Das Gesamtpaket ist darauf ausgerichtet, den speziellen Anforderungen des Leistungssports standzuhalten und sie zugleich mit den sonstigen Lebensbereichen auszubalancieren. Als Studentin der Rechtswissenschaften ist Kerstin auch in ihrer nicht-sportlichen Laufbahn gefordert, zumal im Februar das erste Staatsexamen ansteht. Verlässlich Strukturen sind da für ein effizientes Zeitmanagement unerlässlich, ebenso Partner für eine finanzielle Grundsicherheit – an einen Studierendenjob ist bei 15-20 Trainingsstunden pro Woche nicht zu denken. „Ich bin sehr dankbar, dass ich einen solchen Rückhalt habe; in der aktuellen Konstellation kann ich mich voll auf das Studium und den Sport konzentrieren“, hat Kerstin ein tragfähiges Modell gefunden.

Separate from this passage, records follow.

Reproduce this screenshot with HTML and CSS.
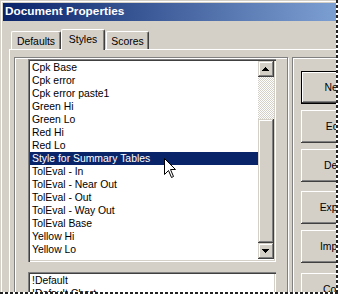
FILE: index.html
```html
<!DOCTYPE html>
<html lang="en">

<head>
    <meta charset="UTF-8">
    <title>Document Properties</title>
    <link rel="stylesheet" href="styles.css">
</head>

<body>
    <!-- janela recortada, com a borda rasgada à direita e embaixo -->
    <div class="sheet">
        <div class="window">
            <div class="titlebar">Document Properties</div>
            <div class="client">
                <div class="tabs">
                    <div class="tab tab-defaults">Defaults</div>
                    <div class="tab tab-styles active">Styles</div>
                    <div class="tab tab-scores">Scores</div>
                </div>
                <div class="panel">
                    <div class="group left-group">
                        <div class="listbox styles-list">
                            <ul class="items">
                                <li>Cpk Base</li>
                                <li>Cpk error</li>
                                <li>Cpk error paste1</li>
                                <li>Green Hi</li>
                                <li>Green Lo</li>
                                <li>Red Hi</li>
                                <li>Red Lo</li>
                                <li class="selected">Style for Summary Tables</li>
                                <li>TolEval - In</li>
                                <li>TolEval - Near Out</li>
                                <li>TolEval - Out</li>
                                <li>TolEval - Way Out</li>
                                <li>TolEval Base</li>
                                <li>Yellow Hi</li>
                                <li>Yellow Lo</li>
                            </ul>
                            <div class="scrollbar">
                                <div class="sb-btn">
                                    <svg width="7" height="4" viewBox="0 0 7 4"><path d="M3 0h1v1h1v1h1v1h1v1H0V3h1V2h1V1h1z" /></svg>
                                </div>
                                <div class="sb-track"></div>
                                <div class="sb-thumb"></div>
                                <div class="sb-btn">
                                    <svg width="7" height="4" viewBox="0 0 7 4"><path d="M0 0h7v1H6v1H5v1H4v1H3V3H2V2H1V1H0z" /></svg>
                                </div>
                            </div>
                        </div>
                        <div class="listbox charts-list">
                            <ul class="items">
                                <li>!Default</li>
                                <li>!Default Chart</li>
                            </ul>
                        </div>
                    </div>
                    <div class="group right-group">
                        <button class="btn default">New...</button>
                        <button class="btn">Edit...</button>
                        <button class="btn">Delete</button>
                        <button class="btn spaced">Export...</button>
                        <button class="btn">Import...</button>
                        <button class="btn spaced-more">Copy...</button>
                    </div>
                </div>
            </div>
            <!-- ponteiro do mouse por cima da lista -->
            <svg class="cursor" width="13" height="21" viewBox="0 0 13 21">
                <path d="M0.5 0.5V16.5L4.5 12.5L7.5 19.5L9.5 18.5L6.5 11.5H11.5Z" />
            </svg>
        </div>
    </div>
</body>

</html>
```

FILE: styles.css
```css
/* janela no estilo clássico do Windows 2000 */
body {
    margin: 0;
    background: #fff;
    font-family: "Liberation Sans", Arial, sans-serif;
    font-size: 10.4px;
    color: #000;
}

.sheet {
    width: 339px;
    height: 295px;
    background:
        repeating-linear-gradient(to bottom, #222 0 3px, transparent 3px 5px) 336px 0 / 2px 294px no-repeat,
        repeating-linear-gradient(to right, #222 0 3px, transparent 3px 5px) 0 292px / 338px 2px no-repeat;
}

.window {
    position: relative;
    width: 336px;
    height: 292px;
    box-sizing: border-box;
    overflow: hidden;
    padding: 3px 0 0 3px;
    background: #d4d0c8;
    box-shadow: inset 1px 1px #d4d0c8, inset 2px 2px #fff;
}

.titlebar {
    height: 18px;
    padding-left: 2px;
    line-height: 17px;
    font-size: 11.8px;
    font-weight: bold;
    color: #fff;
    white-space: nowrap;
    background: linear-gradient(to right, #0a246a, #7c9fd2);
}

.client {
    padding: 8px 0 0 6px;
}

/* abas */
.tabs {
    display: flex;
    align-items: flex-end;
    height: 20px;
    padding-left: 2px;
}

.tab {
    box-sizing: border-box;
    height: 18px;
    padding-top: 3px;
    line-height: 13px;
    text-align: center;
    background: #d4d0c8;
    border-top: 1px solid #fff;
    border-left: 1px solid #fff;
    border-right: 1px solid #404040;
    border-radius: 2px 2px 0 0;
    box-shadow: inset -1px 0 #808080;
}

.tab-defaults {
    width: 50px;
}

.tab-styles {
    width: 44px;
}

.tab-scores {
    width: 43px;
    margin-left: 1px;
}

.tab.active {
    position: relative;
    z-index: 1;
    height: 21px;
    margin-bottom: -1px;
}

.panel {
    display: flex;
    height: 260px;
    border-top: 1px solid #fff;
    border-left: 1px solid #fff;
}

/* caixas de grupo com borda entalhada */
.group {
    flex: none;
    box-sizing: border-box;
    height: 260px;
    margin-top: 7px;
    border: 1px solid #808080;
    box-shadow: 1px 1px #fff, inset 1px 1px #fff;
}

.left-group {
    width: 274px;
    margin-left: 4px;
    padding: 1px 0 0 13px;
}

.right-group {
    width: 100px;
    margin-left: 4px;
    padding: 13px 0 0 8px;
}

/* listas */
.listbox {
    display: flex;
    width: 248px;
    box-sizing: border-box;
    padding: 2px;
    background: #fff;
    box-shadow: inset 1px 1px #808080, inset 2px 2px #404040, inset -1px -1px #fff, inset -2px -2px #d4d0c8;
}

.styles-list {
    height: 203px;
}

.charts-list {
    height: 40px;
    margin-top: 10px;
}

.items {
    flex: 1;
    margin: 0;
    padding: 0;
    list-style: none;
}

.items li {
    height: 13px;
    padding-left: 2px;
    line-height: 13px;
    white-space: nowrap;
}

.items li.selected {
    background: #0a246a;
    color: #fff;
}

/* barra de rolagem */
.scrollbar {
    display: flex;
    flex-direction: column;
    width: 16px;
}

.sb-btn,
.sb-thumb {
    box-sizing: border-box;
    background: #d4d0c8;
    box-shadow: inset -1px -1px #404040, inset 1px 1px #d4d0c8, inset -2px -2px #808080, inset 2px 2px #fff;
}

.sb-btn {
    display: flex;
    align-items: center;
    justify-content: center;
    height: 16px;
    padding-right: 1px;
}

.sb-btn svg {
    shape-rendering: crispEdges;
    fill: #000;
}

.sb-track {
    height: 42px;
    background: repeating-conic-gradient(#d4d0c8 0 25%, #fff 0 50%) 0 0 / 2px 2px;
}

.sb-thumb {
    height: 124px;
}

/* botões */
.btn {
    display: block;
    box-sizing: border-box;
    width: 76px;
    height: 33px;
    margin: 0 0 6px;
    padding: 0;
    font: inherit;
    color: #000;
    background: #d4d0c8;
    border: none;
    box-shadow: inset -1px -1px #404040, inset 1px 1px #fff, inset -2px -2px #808080, inset 2px 2px #d4d0c8;
}

.btn.default {
    border: 1px solid #000;
}

.btn.spaced {
    margin-top: 9px;
}

.btn.spaced-more {
    margin-top: 10px;
}

.cursor {
    position: absolute;
    left: 164px;
    top: 158px;
    fill: #fff;
    stroke: #000;
    stroke-width: 1;
}
```
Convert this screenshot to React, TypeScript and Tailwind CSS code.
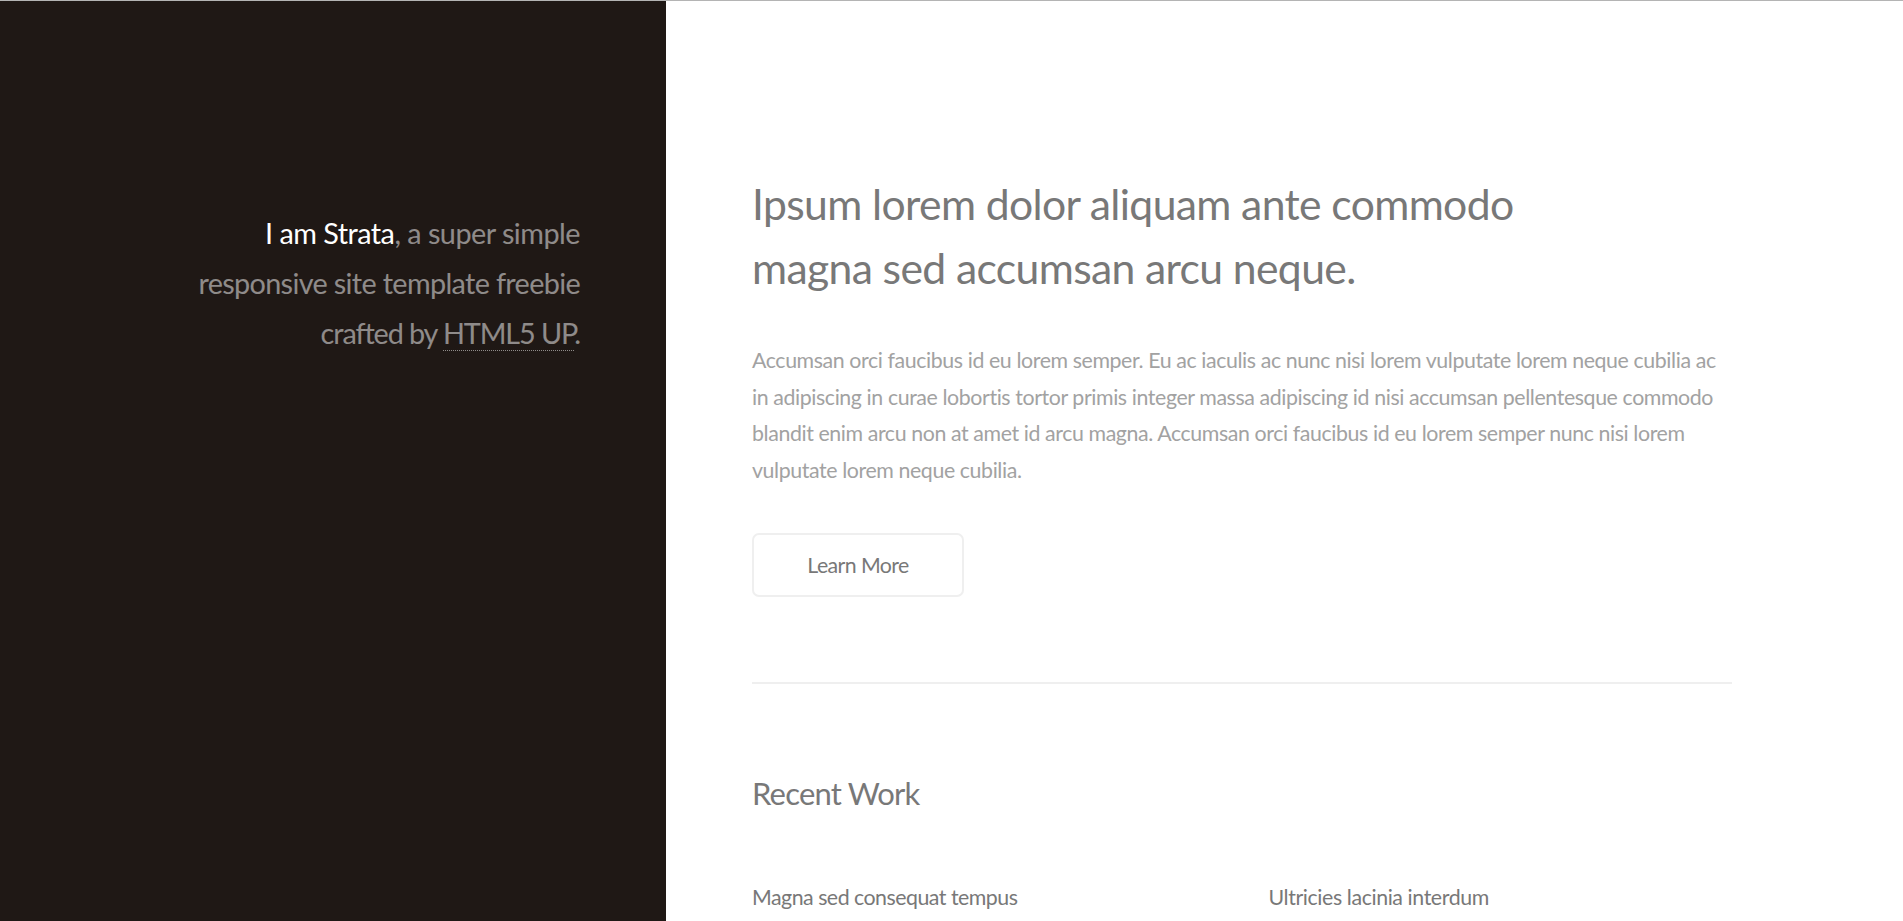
import React from "react";

const font = { fontFamily: "Lato, 'Open Sans', sans-serif" };

export default function App() {
  return (
    <div className="h-[921px] overflow-hidden bg-white" style={font}>
      <div className="h-px bg-[#b4b4b4]" />
      <div className="flex h-[920px]">
        <header className="w-[666px] shrink-0 bg-[#1f1815] pl-[60px] pr-[86px] pt-[207px] text-right">
          <h1 className="text-[28.8px] leading-[50px] text-[rgba(255,255,255,0.5)] font-normal whitespace-nowrap">
            <span className="tracking-[-0.52px]">
              <span className="text-white">I am Strata</span>, a super simple
            </span>
            <br />
            <span className="tracking-[-0.65px]">responsive site template freebie</span>
            <br />
            <span className="tracking-[-1.1px]">
              crafted by{" "}
              <a className="text-[rgba(255,255,255,0.5)] border-b border-dotted border-[rgba(255,255,255,0.5)]">
                HTML5 UP
              </a>
              .
            </span>
          </h1>
        </header>
        <main className="w-[1152px] px-[86px] pt-[171px] text-[21.33px] leading-[36.5px] text-[#a2a2a2]">
          <section className="pb-[85px]">
            <h2 className="text-[42.67px] leading-[63.5px] tracking-[-0.63px] text-[#787878] font-normal mb-[43px] whitespace-nowrap">
              Ipsum lorem dolor aliquam ante commodo
              <br />
              magna sed accumsan arcu neque.
            </h2>
            <p className="mb-[45px] tracking-[-0.4px] whitespace-nowrap">
              Accumsan orci faucibus id eu lorem semper. Eu ac iaculis ac nunc nisi lorem vulputate lorem neque cubilia ac
              <br />
              in adipiscing in curae lobortis tortor primis integer massa adipiscing id nisi accumsan pellentesque commodo
              <br />
              blandit enim arcu non at amet id arcu magna. Accumsan orci faucibus id eu lorem semper nunc nisi lorem
              <br />
              vulputate lorem neque cubilia.
            </p>
            <a className="inline-flex h-[64px] min-w-[212px] items-center justify-center rounded-[7px] px-[32px] tracking-[-0.6px] text-[#787878] shadow-[inset_0_0_0_2px_#efefef]">
              Learn More
            </a>
          </section>
          <section className="border-t-2 border-[#efefef] pt-[85px]">
            <h2 className="text-[31px] leading-[48px] tracking-[-0.8px] text-[#787878] font-normal mb-[64px]">Recent Work</h2>
            <div className="grid grid-cols-2 gap-x-[53px]">
              <article>
                <h3 className="text-[21.33px] leading-[32px] tracking-[-0.5px] text-[#787878] font-normal">Magna sed consequat tempus</h3>
              </article>
              <article>
                <h3 className="text-[21.33px] leading-[32px] tracking-[-0.4px] text-[#787878] font-normal">Ultricies lacinia interdum</h3>
              </article>
            </div>
          </section>
        </main>
      </div>
    </div>
  );
}
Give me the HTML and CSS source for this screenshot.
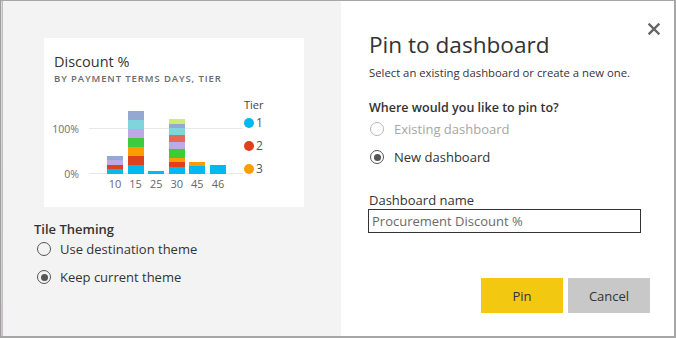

10 Minuten-Schallmauer im Visier, perspektivische Grenzen offen

Und das ist gut so, denn die aufstrebende Athletin der LG Brillux hat noch eine Menge vor. Für 2023 steht die bereits erwähnte 10 Minuten-Schallmauer ganz oben auf ihrer sportlichen Prioritätenliste. „Die müssen so langsam fallen, da bin ich ehrlich“, setzt Kerstin ein klares Statement. Was wie eine Pflichtaufgabe klingt, wäre indes gleichbedeutend mit dem Vorstoß in Dimensionen, die in Westfalen noch keine Athletin zuvor erreicht hat: Der Westfalenrekord über die 3000 Meter Hindernis steht seit 2012 bei 10:04,31 Minuten und wird von Verena Dreier (SG Wenden) gehalten. Robert Welp traut seiner Athletin diesen Vorstoß zu: „Wir sind noch nicht an der Leistungsgrenze angekommen.“ Wo diese Leistungsgrenze liegt und wann sie erreicht wird, dieser Blick in die Glaskugel führt im Sport zu nichts und spielt denn auch in den Überlegungen des Duos keine Rolle. Stattdessen wird Kerstin Schulze Kalthoff wie bisher ihren Fokus auf die Gegenwart und den jeweils nächsten Schritt richten, mit Leidenschaft und Beharrlichkeit.